In the next 38 seconds, it will reduce the speed further and reach a height of 5km from the lunar surface, and the next 89 seconds will see Vikram minimise altitude to 400m from the lunar surface.
At 400m height, Vikram will hover for about 12 seconds to collect some data from the lunar surface. It will further reduce its altitude in the next 66 seconds, to reach a height of 100m from the lunar surface, after the hovering.
When it is at 100m height, Vikram will hover for about 25 seconds where it will decide if it must land on the first preferred site or the second one. Its onboard instruments will guide Vikram.
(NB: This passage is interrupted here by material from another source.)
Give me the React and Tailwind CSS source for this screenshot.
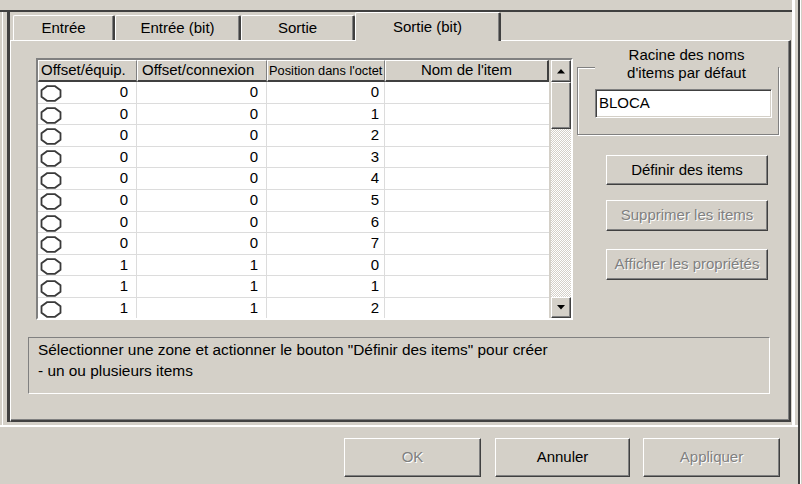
const rows = [
  [0, 0, 0],
  [0, 0, 1],
  [0, 0, 2],
  [0, 0, 3],
  [0, 0, 4],
  [0, 0, 5],
  [0, 0, 6],
  [0, 0, 7],
  [1, 1, 0],
  [1, 1, 1],
  [1, 1, 2],
];

const raised =
  "bg-[#d4d0c8] border-t border-l border-t-white border-l-white border-r border-b border-r-[#404040] border-b-[#404040] shadow-[inset_-1px_-1px_0_#808080]";

const disabledText = "text-[#808080] [text-shadow:1px_1px_0_#ffffff]";

function Octagon() {
  return (
    <svg width="22" height="17" viewBox="0 0 22 17" className="shrink-0">
      <polygon
        points="7,1.2 15,1.2 20.5,5.2 20.5,11.8 15,15.8 7,15.8 1.5,11.8 1.5,5.2"
        fill="#ffffff"
        stroke="#3a3a3a"
        strokeWidth="1.8"
      />
    </svg>
  );
}

function Arrow({ down }) {
  return (
    <svg width="8" height="5" viewBox="0 0 8 5">
      {down ? (
        <polygon points="0,0 8,0 4,4.5" fill="#000" />
      ) : (
        <polygon points="0,4.5 8,4.5 4,0" fill="#000" />
      )}
    </svg>
  );
}

function Tab({ label, className }) {
  return (
    <div
      className={`flex items-center justify-center bg-[#d4d0c8] border-t border-l border-t-white border-l-white border-r-2 border-r-[#404040] shadow-[inset_-1px_0_0_#808080] rounded-t-[2px] ${className}`}
    >
      {label}
    </div>
  );
}

export default function App() {
  return (
    <div className="flex w-[802px] h-[484px] overflow-hidden bg-[#d4d0c8] text-black text-[15px] font-['Liberation_Sans',Arial,sans-serif]">
      {/* main column */}
      <div className="flex flex-col w-[798px]">
        {/* top area with tab control */}
        <div className="flex h-[427px] border-b-2 border-b-white">
          <div className="w-[792px] pt-[10px]">
            <div className="flex h-[415px] border-t-2 border-t-[#404040]">
              <div className="w-[2px]" />
              <div className="w-px bg-white" />
              <div className="w-[4px]" />
              <div className="w-[3px] h-[410px] bg-[#404040]" />

              <div className="flex flex-col w-[782px]">
                {/* tabs */}
                <div className="flex items-start h-[28px] pl-[3px]">
                  <Tab label="Entrée" className="w-[102px] h-[25px] mt-[3px]" />
                  <Tab label="Entrée (bit)" className="w-[126px] h-[25px] mt-[3px]" />
                  <Tab label="Sortie" className="w-[114px] h-[25px] mt-[3px]" />
                  <Tab label="Sortie (bit)" className="relative z-10 w-[146px] h-[29px]" />
                </div>

                {/* panel */}
                <div className="w-[781px] h-[382px] border-t border-l border-t-white border-l-white border-r-2 border-b-2 border-r-[#404040] border-b-[#404040] shadow-[inset_-1px_-1px_0_#808080]">
                  <div className="flex items-start pt-[5px] pl-[25px]">
                    {/* list */}
                    <div className="mt-[12px] w-[537px] h-[262px] flex border-t-2 border-l-2 border-t-[#808080] border-l-[#808080] border-r-2 border-b-2 border-r-white border-b-white bg-white">
                      <div className="flex flex-col w-[511px]">
                        <div className="flex h-[22px] bg-[#d4d0c8]">
                          <div className="w-[99px] pl-[2px] flex items-center border-t border-l border-t-white border-l-white border-r border-r-[#808080] border-b-2 border-b-[#404040] whitespace-nowrap">
                            Offset/équip.
                          </div>
                          <div className="w-[130px] pl-[4px] flex items-center border-t border-l border-t-white border-l-white border-r border-r-[#808080] border-b-2 border-b-[#404040] whitespace-nowrap">
                            Offset/connexion
                          </div>
                          <div className="w-[118px] pl-[1px] flex items-center border-t border-l border-t-white border-l-white border-r border-r-[#808080] border-b-2 border-b-[#404040] whitespace-nowrap text-[12.8px] overflow-hidden">
                            Position dans l'octet
                          </div>
                          <div className="w-[164px] flex items-center justify-center border-t border-l border-t-white border-l-white border-r-2 border-r-[#404040] border-b-2 border-b-[#404040] whitespace-nowrap">
                            Nom de l'item
                          </div>
                        </div>
                        <div className="h-[236px] overflow-hidden">
                          {rows.map((r, i) => (
                            <div key={i} className="flex h-[21.6px] border-b border-b-[#dcdcdc]">
                              <div className="w-[99px] flex items-center justify-between pl-[2px] pr-[8px] border-r border-r-[#dcdcdc]">
                                <span className="mt-[3px]">
                                  <Octagon />
                                </span>
                                <span>{r[0]}</span>
                              </div>
                              <div className="w-[130px] flex items-center justify-end pr-[8px] border-r border-r-[#dcdcdc]">
                                {r[1]}
                              </div>
                              <div className="w-[118px] flex items-center justify-end pr-[5px] border-r border-r-[#dcdcdc]">
                                {r[2]}
                              </div>
                              <div className="w-[164px]" />
                            </div>
                          ))}
                        </div>
                      </div>
                      {/* scrollbar */}
                      <div className="flex flex-col w-[22px] pl-[2px] bg-[#d4d0c8]">
                        <div className={`${raised} h-[22px] flex items-center justify-center`}>
                          <Arrow />
                        </div>
                        <div className="flex-1 flex flex-col bg-[repeating-conic-gradient(#ffffff_0_25%,#d4d0c8_0_50%)] bg-[length:2px_2px]">
                          <div className={`${raised} h-[47px]`} />
                        </div>
                        <div className={`${raised} h-[21px] flex items-center justify-center`}>
                          <Arrow down />
                        </div>
                      </div>
                    </div>

                    {/* right column */}
                    <div className="ml-[4px] w-[201px] flex flex-col">
                      <fieldset className="w-[201px] border border-[#808080] shadow-[inset_1px_1px_0_#ffffff,1px_1px_0_#ffffff] pl-[17px] pb-[16px]">
                        <legend className="mx-auto w-[183px] text-center leading-[18px] pb-[6px] bg-[#d4d0c8]">
                          Racine des noms
                          <br />
                          d'items par défaut
                        </legend>
                        <div className="mt-[1px] w-[177px] h-[29px] flex items-center pl-[3px] bg-white border-t border-l border-t-[#808080] border-l-[#808080] border-r border-b border-r-white border-b-white shadow-[inset_1px_1px_0_#404040,inset_-1px_-1px_0_#d4d0c8]">
                          BLOCA
                        </div>
                      </fieldset>
                      <div className={`${raised} ml-[29px] mt-[20px] w-[162px] h-[30px] flex items-center justify-center`}>
                        Définir des items
                      </div>
                      <div className={`${raised} ${disabledText} ml-[29px] mt-[15px] w-[162px] h-[31px] flex items-center justify-center`}>
                        Supprimer les items
                      </div>
                      <div className={`${raised} ${disabledText} ml-[29px] mt-[18px] w-[162px] h-[31px] flex items-center justify-center`}>
                        Afficher les propriétés
                      </div>
                    </div>
                  </div>

                  {/* message */}
                  <div className="mt-[17px] ml-[17px] w-[742px] h-[57px] border-t border-l border-t-[#808080] border-l-[#808080] border-r border-b border-r-white border-b-white pl-[9px] pt-[1px] leading-[21px] text-[15.4px]">
                    <div>Sélectionner une zone et actionner le bouton "Définir des items" pour créer</div>
                    <div>- un ou plusieurs items</div>
                  </div>
                </div>
              </div>
            </div>
          </div>
          <div className="w-[3px] bg-white" />
        </div>

        {/* bottom buttons */}
        <div className="flex pt-[11px] pl-[344px]">
          <div className={`${raised} ${disabledText} w-[137px] h-[39px] flex items-center justify-center`}>
            OK
          </div>
          <div className={`${raised} ml-[14px] w-[135px] h-[39px] flex items-center justify-center`}>
            Annuler
          </div>
          <div className={`${raised} ${disabledText} ml-[13px] w-[137px] h-[39px] flex items-center justify-center`}>
            Appliquer
          </div>
        </div>
      </div>
      <div className="w-[2px] bg-[#404040]" />
      <div className="w-px bg-white" />
    </div>
  );
}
"If it can land on the first site, Vikram will, in the next 65 seconds, reach a height of 10m from the lunar surface directly, significantly reducing its velocity too; it will be a vertical descent," a scientist who was part of planning the landing profile said, adding: "In case it has to pick the second landing site, it will use 40 seconds to first descend to a height of 60m, then, further drop down to 10m in the next 25 seconds."
It will take Vikram 13 seconds to touchdown on Moon, from 10m height. "During all this time, all five engines of Vikram will be running. As per initial plans they were to be turned off at the height of 10m, but now we've decided that the engines run until the touch-sensors tell them to shut off once all four legs of the lander have touched the surface," explained another scientist.
In some 15 minutes, Vikram will share the first pictures after the touchdown and Pragyan will crawl out of the lander after four hours.